The two leaders signed a vague four-point statement in which North Korea reaffirmed its commitment to work toward “complete denuclearization” but the promise came without a timetable or mention of any verification of the North’s progress.

The joint statement was also less specific than the agreement North Korea signed at the so-called six-party talks in 2005. Then, Pyongyang promised to abandon all nuclear weapons, to return to the Non-Proliferation Treaty and to submit to international inspections.

Many say the summit, instead, gave more legitimacy to Kim as he stood as an equal alongside a U.S. president and posed for photos. Trump said he was “honored” to be there and described Kim, a despotic adversary, as a “talented” leader who could be trusted.

Past American presidents have refused face-to-face meetings with North Korea’s leadership over fears of legitimizing a totalitarian state that has admitted to state-sponsored kidnapping and sent thousands of its citizens to forced labor camps.

In Trump’s series of tweets after he landed at 6:10 a.m., he applauded his efforts and claimed North Korea was “no longer a nuclear threat” and everyone could “sleep well tonight.”

Trump has long disparaged members of the media as “fake news” and on multiple occasions called the press an “enemy of the American people.”

[USA Today]

Trump campaign manager repeats call for Acosta’s credentials be suspended: ‘An absolute disgrace’

President Trump‘s 2020 campaign manager is repeating his call for Jim Acosta’s press credentials to be suspended, saying CNN’s chief White House correspondent is “an absolute disgrace” for interrupting a signing ceremony during the summit between President Trump and North Korean Leader Kim Jong Un.

“Jim @Acosta should immediately have his press credentials suspended. He is an absolute disgrace!” wrote Brad Parscale to his 100,000 Twitter followers on Tuesday afternoon.

report from the conservative Daily Wire apparently sparked Parscale’s ire. It said that Acosta shouted questions during the ceremony in Singapore, where Trump and Kim signed a general agreement to denuclearize the Korean Peninsula in exchange for unspecified “security measures” from the United States.

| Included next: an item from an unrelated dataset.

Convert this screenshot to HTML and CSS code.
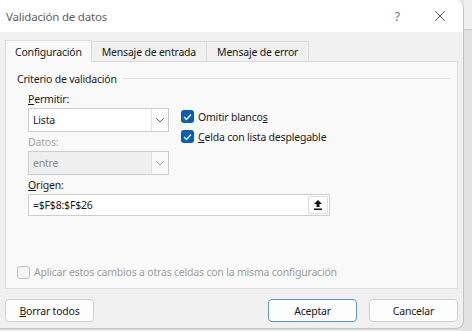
FILE: index.html
```html
<!DOCTYPE html>
<html lang="es">
<head>
    <meta charset="UTF-8">
    <meta name="viewport" content="width=device-width, initial-scale=1.0">
    <title>Validación de datos</title>
    <link rel="stylesheet" href="styles.css">
</head>
<body>
    <div class="dialog">
        <!-- Title bar -->
        <div class="title-bar">
            <span class="title">Validación de datos</span>
            <span class="title-btn help">?</span>
            <span class="title-btn close">
                <svg width="12" height="12" viewBox="0 0 12 12"><path d="M1 1 L11 11 M11 1 L1 11" stroke="#666" stroke-width="1"/></svg>
            </span>
        </div>

        <!-- Tabs -->
        <div class="tabs">
            <div class="tab active">Configuración</div>
            <div class="tab">Mensaje de entrada</div>
            <div class="tab">Mensaje de error</div>
        </div>

        <!-- Tab panel -->
        <div class="panel">
            <div class="group-title">
                <span>Criterio de validación</span>
                <span class="group-line"></span>
            </div>

            <div class="criteria">
                <div class="top-row">
                    <div class="left-col">
                        <div class="label"><u>P</u>ermitir:</div>
                        <div class="select">
                            <span class="select-value">Lista</span>
                            <span class="select-arrow">
                                <svg width="10" height="6" viewBox="0 0 10 6"><path d="M1 1 L5 5 L9 1" fill="none" stroke="#666" stroke-width="1"/></svg>
                            </span>
                        </div>
                        <div class="label disabled">Datos:</div>
                        <div class="select is-disabled">
                            <span class="select-value">entre</span>
                            <span class="select-arrow">
                                <svg width="10" height="6" viewBox="0 0 10 6"><path d="M1 1 L5 5 L9 1" fill="none" stroke="#a0a0a0" stroke-width="1"/></svg>
                            </span>
                        </div>
                    </div>
                    <div class="right-col">
                        <div class="check-row">
                            <span class="checkbox checked">
                                <svg width="9" height="8" viewBox="0 0 9 8"><path d="M1 4 L3.5 6.5 L8 1.5" fill="none" stroke="#fff" stroke-width="1.3"/></svg>
                            </span>
                            <span>Omitir blanco<u>s</u></span>
                        </div>
                        <div class="check-row">
                            <span class="checkbox checked">
                                <svg width="9" height="8" viewBox="0 0 9 8"><path d="M1 4 L3.5 6.5 L8 1.5" fill="none" stroke="#fff" stroke-width="1.3"/></svg>
                            </span>
                            <span><u>C</u>elda con lista desplegable</span>
                        </div>
                    </div>
                </div>

                <div class="label source-label"><u>O</u>rigen:</div>
                <div class="source">
                    <span class="source-value">=$F$8:$F$26</span>
                    <span class="source-btn">
                        <svg width="10" height="12" viewBox="0 0 10 12"><path d="M5 1 L1 5 H3.5 V8 H6.5 V5 H9 Z" fill="#111"/><rect x="1" y="9.5" width="8" height="1.5" fill="#111"/></svg>
                    </span>
                </div>
            </div>

            <div class="apply-row">
                <span class="checkbox empty"></span>
                <span>Aplicar estos cambios a otras celdas con la misma configuración</span>
            </div>
        </div>

        <!-- Bottom buttons -->
        <div class="buttons">
            <button class="btn"><u>B</u>orrar todos</button>
            <div class="spacer"></div>
            <button class="btn primary">Aceptar</button>
            <button class="btn">Cancelar</button>
        </div>
    </div>
    <div class="backdrop"></div>
</body>
</html>
```

FILE: styles.css
```css
/* Basic reset */
* {
    margin: 0;
    padding: 0;
    box-sizing: border-box;
}

html, body {
    height: 100%;
    overflow: hidden;
}

body {
    display: flex;
    background: #e4e4e4;
    font-family: "Segoe UI", "Noto Sans", sans-serif;
    font-size: 10.5px;
    letter-spacing: -0.2px;
    color: #1b1b1b;
}

/* Dialog window */
.dialog {
    width: 464px;
    height: 329px;
    background: #f0f0f0;
    border-right: 1px solid #c4c4c4;
    border-bottom: 1px solid #c4c4c4;
    border-radius: 0 8px 8px 0;
    overflow: hidden;
    display: flex;
    flex-direction: column;
    flex-shrink: 0;
}

/* Strip of the sheet behind the dialog */
.backdrop {
    flex: 1;
    background: linear-gradient(#efefef 0 29px, #c8c8c8 29px 30px, #e2e2e2 30px);
}

/* Title bar */
.title-bar {
    height: 32px;
    background: #fff;
    display: flex;
    align-items: center;
    padding-left: 6px;
}

.title {
    flex: 1;
    font-size: 11.5px;
    color: #5e5e5e;
}

.title-btn {
    color: #777;
    font-size: 13px;
    display: flex;
    align-items: center;
}

.help {
    margin-right: 34px;
}

.close {
    margin-right: 17px;
}

/* Tabs */
.tabs {
    display: flex;
    align-items: flex-end;
    margin-top: 7px;
    padding-left: 5px;
    height: 22px;
}

.tab {
    height: 20px;
    padding: 0 10px;
    display: flex;
    align-items: center;
    background: #f0f0f0;
    border: 1px solid #dcdcdc;
    border-bottom: none;
    border-left: none;
}

.tab.active {
    height: 22px;
    background: #f9f9f9;
    border-left: 1px solid #dcdcdc;
    margin-bottom: -1px;
    position: relative;
    padding: 0 9px;
}

/* Tab panel */
.panel {
    margin: 0 5px;
    height: 228px;
    background: #f9f9f9;
    border: 1px solid #dcdcdc;
    display: flex;
    flex-direction: column;
    padding-left: 11px;
}

.group-title {
    display: flex;
    align-items: center;
    margin-top: 9px;
    height: 15px;
    padding-right: 7px;
}

.group-line {
    flex: 1;
    height: 1px;
    background: #e2e2e2;
    margin-left: 6px;
}

.criteria {
    padding-left: 11px;
}

.top-row {
    display: flex;
}

.left-col {
    width: 141px;
}

.label {
    height: 15px;
    line-height: 15px;
    margin-top: 6px;
    margin-bottom: 1px;
}

.label.disabled {
    color: #a3a3a3;
    margin-top: 3px;
}

.label.source-label {
    margin-top: 3px;
}

/* Dropdowns */
.select {
    height: 24px;
    border: 1px solid #cdcdcd;
    background: #fff;
    display: flex;
}

.select-value {
    flex: 1;
    display: flex;
    align-items: center;
    padding-left: 4px;
}

.select-arrow {
    width: 17px;
    border-left: 1px solid #e4e4e4;
    display: flex;
    align-items: center;
    justify-content: center;
}

.select.is-disabled {
    background: #efefef;
    color: #8a8a8a;
}

.select.is-disabled .select-arrow {
    background: #f9f9f9;
    border-left-color: #e0e0e0;
}

/* Checkboxes */
.right-col {
    margin-left: 12px;
    margin-top: 24px;
    display: flex;
    flex-direction: column;
    gap: 7px;
}

.check-row {
    display: flex;
    align-items: center;
    gap: 4px;
    height: 13px;
}

.checkbox {
    width: 13px;
    height: 13px;
    border-radius: 3px;
    display: flex;
    align-items: center;
    justify-content: center;
}

.checkbox.checked {
    background: #005fb8;
}

.checkbox.empty {
    border: 1px solid #c3c3c3;
    background: #f6f6f6;
}

/* Source field */
.source {
    width: 302px;
    height: 22px;
    border: 1px solid #cdcdcd;
    background: #fff;
    display: flex;
}

.source-value {
    flex: 1;
    display: flex;
    align-items: center;
    padding-left: 4px;
}

.source-btn {
    width: 20px;
    margin: 1px;
    border: 1px solid #dedede;
    background: #fcfcfc;
    display: flex;
    align-items: center;
    justify-content: center;
}

.apply-row {
    margin-top: auto;
    margin-bottom: 9px;
    display: flex;
    align-items: center;
    gap: 4px;
    color: #9c9c9c;
}

/* Buttons */
.buttons {
    display: flex;
    padding: 10px 5px 0;
    gap: 12px;
}

.spacer {
    flex: 1;
}

.btn {
    width: 89px;
    height: 23px;
    border: 1px solid #d0d0d0;
    border-radius: 4px;
    background: #fdfdfd;
    font-family: inherit;
    font-size: 10.5px;
    letter-spacing: -0.2px;
    color: #1b1b1b;
}

.btn.primary {
    border-color: #5b95d6;
}
```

“Mr. President, did we agree to denuclearize?” Acosta asked as Trump was signing a document.

”Starting that process very quickly, very, very quickly. Absolutely,” Trump replied.

Acosta followed up with another question, asking, “Did you talk about Otto Warmbier, sir?”

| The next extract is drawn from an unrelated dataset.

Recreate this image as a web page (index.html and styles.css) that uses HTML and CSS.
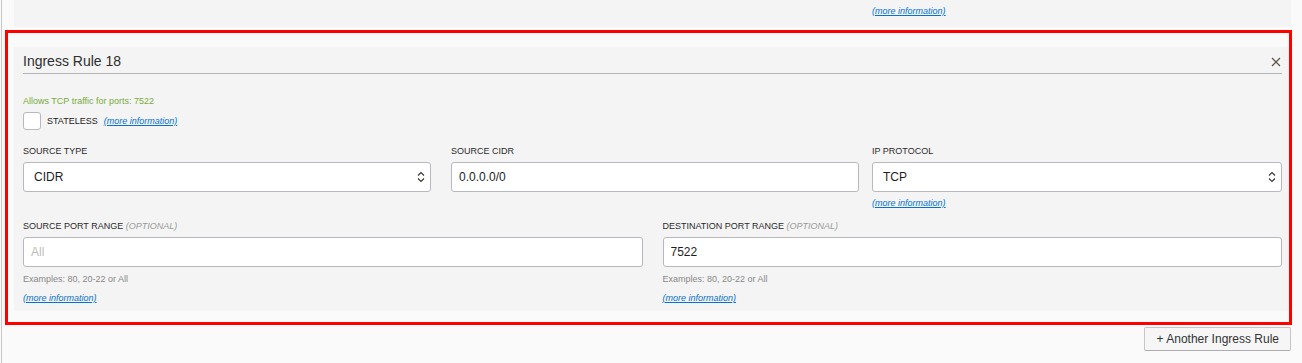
FILE: index.html
```html
<!DOCTYPE html>
<html lang="en">
<head>
    <meta charset="UTF-8">
    <meta name="viewport" content="width=device-width, initial-scale=1.0">
    <title>Ingress Rules</title>
    <link rel="stylesheet" href="styles.css">
</head>
<body>
    <div class="page">
        <div class="rule-prev">
            <div class="row-three">
                <div class="field"></div>
                <div class="field"></div>
                <div class="field"><a class="more" href="#">(more information)</a></div>
            </div>
        </div>

        <div class="rule">
            <div class="rule-head">
                <div class="rule-title">Ingress Rule 18</div>
                <svg class="close" width="10" height="10" viewBox="0 0 10 10">
                    <path d="M1 1 L9 9 M9 1 L1 9" stroke="#5b5040" stroke-width="1.1" fill="none"/>
                </svg>
            </div>

            <div class="allows">Allows TCP traffic for ports: 7522</div>
            <div class="stateless">
                <span class="checkbox"></span>
                <span class="small-label">STATELESS</span>
                <a class="more" href="#">(more information)</a>
            </div>

            <div class="row-three">
                <div class="field">
                    <div class="label">SOURCE TYPE</div>
                    <div class="input select">
                        <span>CIDR</span>
                        <svg width="8" height="12" viewBox="0 0 8 12">
                            <path d="M1 4.5 L4 1.5 L7 4.5 M1 7.5 L4 10.5 L7 7.5" stroke="#333" stroke-width="1.1" fill="none"/>
                        </svg>
                    </div>
                </div>
                <div class="field">
                    <div class="label">SOURCE CIDR</div>
                    <input class="input text" type="text" value="0.0.0.0/0">
                </div>
                <div class="field">
                    <div class="label">IP PROTOCOL</div>
                    <div class="input select">
                        <span>TCP</span>
                        <svg width="8" height="12" viewBox="0 0 8 12">
                            <path d="M1 4.5 L4 1.5 L7 4.5 M1 7.5 L4 10.5 L7 7.5" stroke="#333" stroke-width="1.1" fill="none"/>
                        </svg>
                    </div>
                    <a class="more under" href="#">(more information)</a>
                </div>
            </div>

            <div class="row-two">
                <div class="field">
                    <div class="label">SOURCE PORT RANGE <em>(OPTIONAL)</em></div>
                    <input class="input text" type="text" placeholder="All">
                    <div class="hint">Examples: 80, 20-22 or All</div>
                    <a class="more hint-link" href="#">(more information)</a>
                </div>
                <div class="field">
                    <div class="label">DESTINATION PORT RANGE <em>(OPTIONAL)</em></div>
                    <input class="input text" type="text" value="7522">
                    <div class="hint">Examples: 80, 20-22 or All</div>
                    <a class="more hint-link" href="#">(more information)</a>
                </div>
            </div>
        </div>

        <div class="actions">
            <button class="add-btn">+ Another Ingress Rule</button>
        </div>
    </div>

    <div class="highlight"></div>
</body>
</html>
```

FILE: styles.css
```css
* {
    margin: 0;
    padding: 0;
    box-sizing: border-box;
}

body {
    position: relative;
    height: 363px;
    overflow: hidden;
    background-color: #fafafa;
    font-family: "Liberation Sans", Arial, sans-serif;
    color: #333;
}

.page {
    margin-left: 1px;
    border-left: 1px solid #c8c8c8;
    height: 363px;
    padding: 0 11px 0 12px;
}

/* previous rule, cut off at the top */
.rule-prev {
    background-color: #f4f4f4;
    height: 27px;
    padding: 5px 9px 0;
}

.rule {
    margin-top: 20px;
    background-color: #f4f4f4;
    padding: 0 9px 7px;
}

.rule-head {
    display: flex;
    justify-content: space-between;
    align-items: center;
    padding: 5px 0 3px;
    border-bottom: 1px solid #b5b5b8;
}
.rule-title {
    font-size: 14px;
    line-height: 18px;
    color: #2e2e2e;
}
.close {
    margin-right: 1px;
    margin-top: 1px;
}

.allows {
    margin-top: 21px;
    font-size: 9px;
    line-height: 12px;
    color: #78ab3c;
}

.stateless {
    display: flex;
    align-items: center;
    margin-top: 5px;
}
.checkbox {
    width: 18px;
    height: 18px;
    background-color: #fff;
    border: 1px solid #b9b9bd;
    border-radius: 3px;
    margin-right: 6px;
}
.small-label {
    font-size: 9px;
    line-height: 12px;
    color: #222;
    margin-right: 6px;
}

.more {
    font-size: 9px;
    line-height: 12px;
    font-style: italic;
    color: #0572ce;
    text-decoration: underline;
}

.row-three {
    display: flex;
    margin-top: 15px;
}
.rule-prev .row-three {
    margin-top: 0;
}
.row-three .field:nth-child(1) {
    width: 408px;
    margin-right: 20px;
}
.row-three .field:nth-child(2) {
    width: 408px;
    margin-right: 13px;
}
.row-three .field:nth-child(3) {
    flex: 1;
}

.row-two {
    display: grid;
    grid-template-columns: 1fr 1fr;
    column-gap: 20px;
    margin-top: 11px;
}

.field {
    display: flex;
    flex-direction: column;
    align-items: flex-start;
}

.label {
    font-size: 9px;
    line-height: 12px;
    color: #2b2b2b;
    margin-bottom: 5px;
}
.label em {
    color: #9a9a9a;
}

.input {
    width: 100%;
    height: 30px;
    background-color: #fff;
    border: 1px solid #b8b9bf;
    border-radius: 3px;
    font-family: "Liberation Sans", Arial, sans-serif;
    font-size: 12px;
    color: #1e1e1e;
}
.input.text {
    padding: 0 7px;
    outline: none;
}
.input.text::placeholder {
    color: #bdbdbd;
}
.select {
    display: flex;
    justify-content: space-between;
    align-items: center;
    padding: 0 5px 0 10px;
}

.under {
    margin-top: 5px;
}

.hint {
    margin-top: 6px;
    font-size: 9px;
    line-height: 12px;
    color: #888;
}
.hint-link {
    margin-top: 7px;
}

.actions {
    display: flex;
    justify-content: flex-end;
    margin-top: 16px;
}
.add-btn {
    height: 24px;
    padding: 0 11px 0 12px;
    background-color: #f6f6f6;
    border: 1px solid #c6c6c9;
    border-bottom-color: #aeaeb2;
    border-radius: 2px;
    font-family: "Liberation Sans", Arial, sans-serif;
    font-size: 12px;
    color: #333;
}

/* red annotation box drawn over the rule */
.highlight {
    position: absolute;
    left: 5px;
    top: 30px;
    width: 1287px;
    height: 295px;
    border: 3px solid #ff0000;
    pointer-events: none;
}
```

Warmbier was a college student who was imprisoned by North Korea and died shortly after he returned to the U.S. last year

Acosta on Tuesday mocked a Fox News report critical of him for asking the questions during the ceremony.

“Democracy… drink it in people,” he tweeted.

Parscale also called for Acosta’s credentials to be suspended earlier this year.

“Maybe it is time for Jim Acosta to get a suspension for breaking protocol. He continues to embarrass himself and @CNN. Pull his credentials for each incident,” he tweeted on April 2 after Acosta shouted questions at the president during the annual White House Easter Egg Roll.

Acosta responded to Parscale at the time on Twitter.

“Just doing my job,” he tweeted. “Which is protected by the First Amendment of The Constitution. You might want to give it a read.”

Acosta, who regularly tangles with White House press secretary Sarah Huckabee Sanders during the daily press briefing, was promoted to chief White House correspondent by CNN back in January.

[The Hill]

Trump blasts ‘haters & losers’ in typo-filled tweet from Singapore

President Trump addressed the “haters & losers” in a typo-filled tweet from Singapore ahead of his historic summit with North Korean leader Kim Jong Un.

“The fact that I am having a meeting is a major loss for the U.S., say the haters & losers,” Trump tweeted on Monday evening, just hours before the scheduled summit.

The president then addressed his successes with the rogue nuclear nation, proclaiming that the arrangement was a win for the US.

“We have our hostages, testing, research and all missle launches have stoped [sic],” he added. “And these pundits, who have called me wrong from the beginning, have nothing else they can say!”

Critics have charged that Trump meeting a dictator could send the wrong message on human rights and other issues — especially after the president’s contentious meeting at the G7 in Canada.

But Trump concluded, “We will be fine!”